I have a love/hate relationship with ceiling fans. As a former southern California resident I completely understand their functionality and necessity. There are times when I don't think I would have survived summer without them. Now, while it hasn't yet been so hot that I've needed them, I've been advised that they serve a similarly important role in the winter in forcing heat from poorly placed central heating vents down to the part of the room where the people are.

So, fans are good. I get it.

But, fans are also really, really ugly. I'm very concerned with ugly light fixtures and my house was full of them. I knew that I couldn't take on every ugly fixture at once (time and budget simply wouldn't allow it), so I started with the easiest fixes, or rather, the fixes I had the least control over. That is, I started with the ceiling fans.

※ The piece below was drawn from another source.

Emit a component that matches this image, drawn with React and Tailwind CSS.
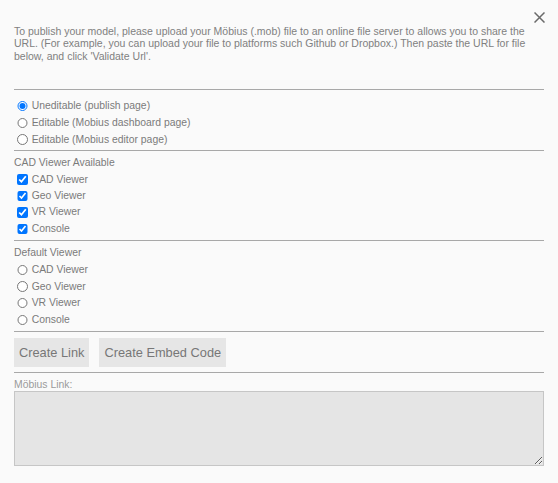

My first project was this standard white ceiling fan in my bedroom. While I was glad that it was white (and not brass and faux wood--- don't worry, we're getting there) I just couldn't get excited about the awkward globey thing pointing down from the middle.
I'd seen some rather impressive and rather ambitious ceiling fan chandeliers on Pinterest, and knew I was not going to be cutting PVC pipe to make this happen.

But, it so happens that when I was 21 and impressionable, I impulse bought a chandelier at Ikea. It has hung from a hook in the ceiling and its Ikea bulb set-up in my dressing area ever since, and has made me smile more than a $20 chandelier really should. But, here in my new home, it made the ultimate sacrifice.

I removed the chandelier from the bulb set up (and put it in a box in the basement, I'm not that heartless) and tied 3 equal lengths of strong monofilament (okay, fishing line) to the metal ring that the bulb used to hang from. I cut the monofilament to about 9 inches, so once it was knotted, I had about 4 inch long loops to work with.

I removed the ugly globe from my ceiling fan (put it in the basement with the other half the chandelier set up) and unscrewed the lightbulb. Then, I hung the three loops of monofilament from the screws designed to hold the globe in place. When I put the lightbulb back in place in the socket, I had to be sure that the weight of the chandelier was hanging from the monofilament, not the bulb. This took a little adjusting, but was pretty easy to do by shortening the loops a bit.
Admittedly, if this were from anywhere but Ikea, it would probably have been too heavy. But, it's been hanging for a month now with no disasters yet.

Monday, September 22, 2014

Quick and Easy Guilded Coasters

I've never owned a real end table. In fact, as someone who has lived in tiny apartments and uninsulated houses with multiple roommates for a decade, I've never owned a piece of wood furniture I cared enough about to "coast." Now suddenly I've got two end tables with wood finishes that I can't set a beer glass of ice water on without worrying. So, for the first time I needed coasters.

Although I've had a couple of adventures in coaster making before, some more successful than others, I wanted to try something new (only partly because I wasn't thrilled with my last attempts). So, I went to Home Depot and bought four 4"x 4" white ceramic tiles for 13 cents a piece. Then, I went to JoAnns and bought a sheet of sticky back felt for a whopping $1.09.

Back home, I pulled out a roll of blue masking tape and cut it (this is a great task for phone calls with your parents, by the way) in to chevrons. I got lazy half way through so I made some with stripes instead.
I gave the masked tiles one quick coat with gold spray paint that I had laying around, and I pulled the tape off carefully before the paint dried. Then, I gave them all a quick spray with a spray on lacquer that was leftover from another project.

To keep the bottoms from scratching the finish off my table. I cut 16 small (1 cm) squares out of the sticky back felt and placed one on each corner of the tiles. With a 9 x 12 sheet of felt, I could have made enough of these for everyone I know.
The outcome: trendy guilded gold chevron coasters for less than $2 in less than an hour. Come have a drink at my place. I've got coasters.